Rust中的Pin与Unpin：内存安全的终极防线

用户11379153

发布于 2025-11-05 17:23:02

2300

前言

在Rust的异步编程和自引用数据结构领域，Pin和Unpin是两个最容易被开发者忽视，却又至关重要的概念。许多Rust开发者在编写async代码时，会莫名其妙地遭遇编译错误，错误信息中频繁出现not Unpin、may not be pinned这样的提示。这些错误的根本原因，都指向对Pin/Unpin机制的误解。

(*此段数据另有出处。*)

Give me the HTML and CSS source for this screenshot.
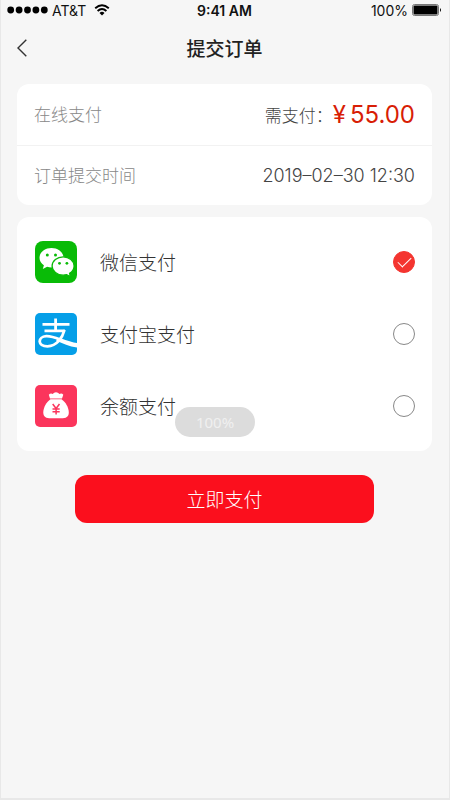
FILE: index.html
```html
<!DOCTYPE html>
<html lang="zh-CN">
<head>
  <meta charset="utf-8">
  <meta name="viewport" content="width=device-width, initial-scale=1">
  <title>提交订单</title>
  <link rel="stylesheet" href="styles.css">
</head>
<body>
  <div class="screen">
    <div class="status">
      <div class="status-left">
        <svg class="dots" viewBox="0 0 41 8" aria-hidden="true"><circle cx="3.7" cy="4" r="3.4"/><circle cx="12.1" cy="4" r="3.4"/><circle cx="20.5" cy="4" r="3.4"/><circle cx="28.9" cy="4" r="3.4"/><circle cx="37.3" cy="4" r="3.4"/></svg>
        <span>AT&amp;T</span>
        <svg class="wifi" viewBox="0 0 16 12" aria-hidden="true"><path d="M1.2 4.2Q8-1.8 14.8 4.2M3.6 7Q8 3 12.4 7" fill="none" stroke="#000" stroke-width="1.9"/><path d="M5.5 8.9Q8 6.7 10.5 8.9L8 11.5Z"/></svg>
      </div>
      <strong class="clock">9:41 AM</strong>
      <div class="status-right">
        <span>100%</span>
        <svg class="battery" viewBox="0 0 30 12" aria-hidden="true"><rect x=".5" y=".5" width="26" height="11" rx="2" fill="none" stroke="#777"/><rect x="1.5" y="1.5" width="24" height="9" rx="1"/><path d="M28 4Q30 6 28 8Z"/></svg>
      </div>
    </div>

    <header class="nav">
      <button class="back" type="button" aria-label="返回">
        <svg viewBox="0 0 10 18" aria-hidden="true"><path d="M9.3.8L1 9l8.3 8.2" fill="none" stroke="#333" stroke-width="1.4"/></svg>
      </button>
      <h1>提交订单</h1>
    </header>

    <main>
      <dl class="card summary">
        <div class="row">
          <dt>在线支付</dt>
          <dd>需支付：<span class="amount"><span>¥</span><span>55.00</span></span></dd>
        </div>
        <div class="row">
          <dt>订单提交时间</dt>
          <dd class="time">2019–02–30 12:30</dd>
        </div>
      </dl>

      <form>
        <div class="card methods">
          <label class="method">
            <svg class="logo" viewBox="0 0 42 42" aria-hidden="true">
              <rect width="42" height="42" rx="8" fill="#09bb07"/>
              <path d="M16.500 7C9.800 7 4.500 11.400 4.500 16.800c0 3.100 1.700 5.700 4.400 7.500L7.800 28l4.300-2.300c1.400.4 2.800.7 4.400.7 6.700 0 12-4.300 12-9.600S23.200 7 16.500 7Z" fill="#fff"/>
              <path d="M28.200 15.800c-6.100 0-11.100 4.100-11.100 9.200s5 9.200 11.100 9.200c1.200 0 2.400-.2 3.500-.5l3.800 2.100-.9-3.400c2.700-1.700 4.500-4.400 4.500-7.400 0-5.100-4.900-9.200-10.900-9.200Z" fill="#fff" stroke="#09bb07" stroke-width="1.300"/>
              <g fill="#09bb07"><circle cx="12.300" cy="14" r="1.500"/><circle cx="20.500" cy="14" r="1.500"/><circle cx="24.500" cy="22.300" r="1.400"/><circle cx="31.900" cy="22.300" r="1.400"/></g>
            </svg>
            <span class="name">微信支付</span>
            <input type="radio" name="method" value="wechat" checked>
          </label>
          <label class="method">
            <svg class="logo" viewBox="0 0 42 42" aria-hidden="true">
              <rect width="42" height="42" rx="5" fill="#059fe8"/>
              <g fill="none" stroke="#fff">
                <path d="M20.600 5.500V17M7.500 11.300H34.500M9.500 17.800H30" stroke-width="2.800"/>
                <path d="M29.500 17C27.500 24.500 22 33 12.500 33.300C2 33.300 2.700 23.800 11.200 23.200C20 22.600 28 29.500 42 31.500" stroke-width="2.800"/>
              </g>
              <path d="M23 25C29 28 35 30 42 30.300V34.500C34 33.500 28 30.500 21 27.500Z" fill="#fff"/>
            </svg>
            <span class="name">支付宝支付</span>
            <input type="radio" name="method" value="alipay">
          </label>
          <label class="method">
            <svg class="logo" viewBox="0 0 42 42" aria-hidden="true">
              <rect width="42" height="42" rx="5" fill="#fb355c"/>
              <path d="M15 13.500L13.800 9.800Q15.500 7.800 17.700 8.900Q19 7.200 21 7.200T24.500 8.900Q26.800 7.800 28.300 9.800L27 13.500Z" fill="#fff"/>
              <path d="M15.500 14.300H26.500C30.500 17 33.800 22.500 33.800 27.500C33.800 32 31 33.300 26 33.300H16C11 33.300 8.300 32 8.300 27.500C8.300 22.500 11.500 17 15.500 14.300Z" fill="#fff"/>
              <path d="M17.700 19l3.400 4.500 3.400-4.500M21.100 23.500V29.500M17.500 24.100H24.700M17.500 26.800H24.700" fill="none" stroke="#fb355c" stroke-width="1.500"/>
            </svg>
            <span class="name">余额支付</span>
            <input type="radio" name="method" value="balance">
          </label>
        </div>
        <button class="pay" type="submit">立即支付</button>
      </form>
    </main>

    <div class="toast" role="status">100%</div>
  </div>
</body>
</html>
```

FILE: styles.css
```css
* {
  box-sizing: border-box;
}

body {
  margin: 0;
  font-family: Inter, "Noto Sans CJK SC", sans-serif;
  font-size: 17px;
  font-weight: 300;
  color: #333;
}

button {
  border: 0;
  padding: 0;
  font: inherit;
  cursor: pointer;
}

.screen {
  position: relative;
  min-height: 100vh;
  padding: 0 17px 0 16px;
  background: #f6f6f6;
  border: solid #e8e8e8;
  border-width: 0 1px 2px;
}

.status {
  display: grid;
  grid-template-columns: 1fr auto 1fr;
  align-items: center;
  height: 20px;
  margin: 0 -10px;
  font-size: 14px;
  font-weight: 400;
  color: #111;
}

.status-left,
.status-right {
  display: flex;
  align-items: center;
  gap: 4px;
}

.status-right {
  justify-content: flex-end;
}

.clock {
  font-weight: 600;
}

.dots {
  width: 41px;
  height: 8px;
}

.wifi {
  width: 16px;
  height: 12px;
  margin-left: 4px;
}

.battery {
  width: 30px;
  height: 12px;
}

.nav {
  display: grid;
  grid-template-columns: 24px 1fr 24px;
  align-items: center;
  height: 56px;
  margin-bottom: 8px;
}

.back {
  display: flex;
  background: none;
}

.back svg {
  width: 10px;
  height: 18px;
}

h1 {
  margin: 0;
  padding-bottom: 2px;
  font-size: 19px;
  font-weight: 500;
  text-align: center;
  color: #222;
}

.card {
  margin: 0 0 12px;
  background: #fff;
  border-radius: 12px;
}

.row {
  display: flex;
  align-items: center;
  justify-content: space-between;
  height: 59px;
  padding: 0 17px;
}

.row:first-child {
  height: 62px;
  border-bottom: 1px solid #f2f2f2;
}

dt {
  padding-bottom: 2px;
  color: #888;
}

dd {
  display: flex;
  align-items: center;
  margin: 0;
  color: #444;
}

.time {
  font-size: 18px;
}

.amount {
  display: flex;
  gap: 4px;
  font-size: 24px;
  font-weight: 400;
  color: #d81e06;
}

.methods {
  margin-bottom: 24px;
  padding: 9px 17px 9px 18px;
}

.method {
  display: flex;
  align-items: center;
  gap: 23px;
  height: 72px;
  font-size: 19px;
}

.logo {
  width: 42px;
  height: 42px;
}

.name {
  flex: 1;
  padding-bottom: 2px;
}

.method input {
  appearance: none;
  width: 22px;
  height: 22px;
  margin: 0;
  border: 1px solid #888;
  border-radius: 50%;
}

.method input:checked {
  display: grid;
  place-items: center;
  border-color: #f43530;
  background: #f43530;
}

.method input:checked::before {
  content: "";
  width: 12px;
  height: 6px;
  margin-bottom: 4px;
  border: solid #fff;
  border-width: 0 0 1px 1px;
  transform: rotate(-45deg);
}

.pay {
  display: block;
  width: 72%;
  height: 48px;
  margin: 0 auto;
  padding-bottom: 2px;
  border-radius: 12px;
  background: #fb0f1d;
  color: #fff;
  font-size: 19px;
}

.toast {
  position: absolute;
  top: 407px;
  left: calc(50% - 50px);
  width: 80px;
  border-radius: 15px;
  background: #dcdcdc;
  color: #f0f0f0;
  font-family: "Noto Sans", sans-serif;
  font-size: 15px;
  font-weight: 400;
  line-height: 30px;
  text-align: center;
}
```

本文将从内存模型、安全保证、实际应用等多个维度深入探讨这个话题，帮助你真正理解Rust如何通过Pin来保证在自引用结构体和异步编程中的内存安全。

一、问题的根源：自引用结构体的危险

为什么自引用结构体是问题？

考虑这样一个看似无害的数据结构：

struct SelfRef {
    value: String,
    ptr: *const String, // 指向value的指针
}

impl SelfRef {
    fn new(value: String) -> Self {
        let s = SelfRef {
            value,
            ptr: std::ptr::null(),
        };
        // 这是不安全的！
        let ptr = &s.value as *const String;
        SelfRef { value: s.value, ptr }
    }
}

这个结构看起来能工作，但一旦这个结构体被移动到内存中的另一个位置，ptr仍然指向旧地址，就会导致悬垂指针。这正是C++程序员经常遇到的问题。

fn main() {
    let mut s = SelfRef::new("hello".to_string());
    println!("ptr: {:p}", s.ptr); // 记录指针地址
    
    let s_moved = s; // 移动！指针现在悬垂
    println!("ptr after move: {:p}", s_moved.ptr); // 同样的地址，但对象已经不在那里
    // 如果尝试解引用，就是未定义行为
}

这就是Pin的核心问题要解决的：防止包含自引用的类型被移动。

二、Pin的设计哲学

Pin的类型定义

pub struct Pin<P> {
    pointer: P,
}

Pin是一个非常简洁的包装器，但它的力量来自于类型系统的约束。关键是：Pin不能通过Deref得到可变引用，除非T实现了Unpin。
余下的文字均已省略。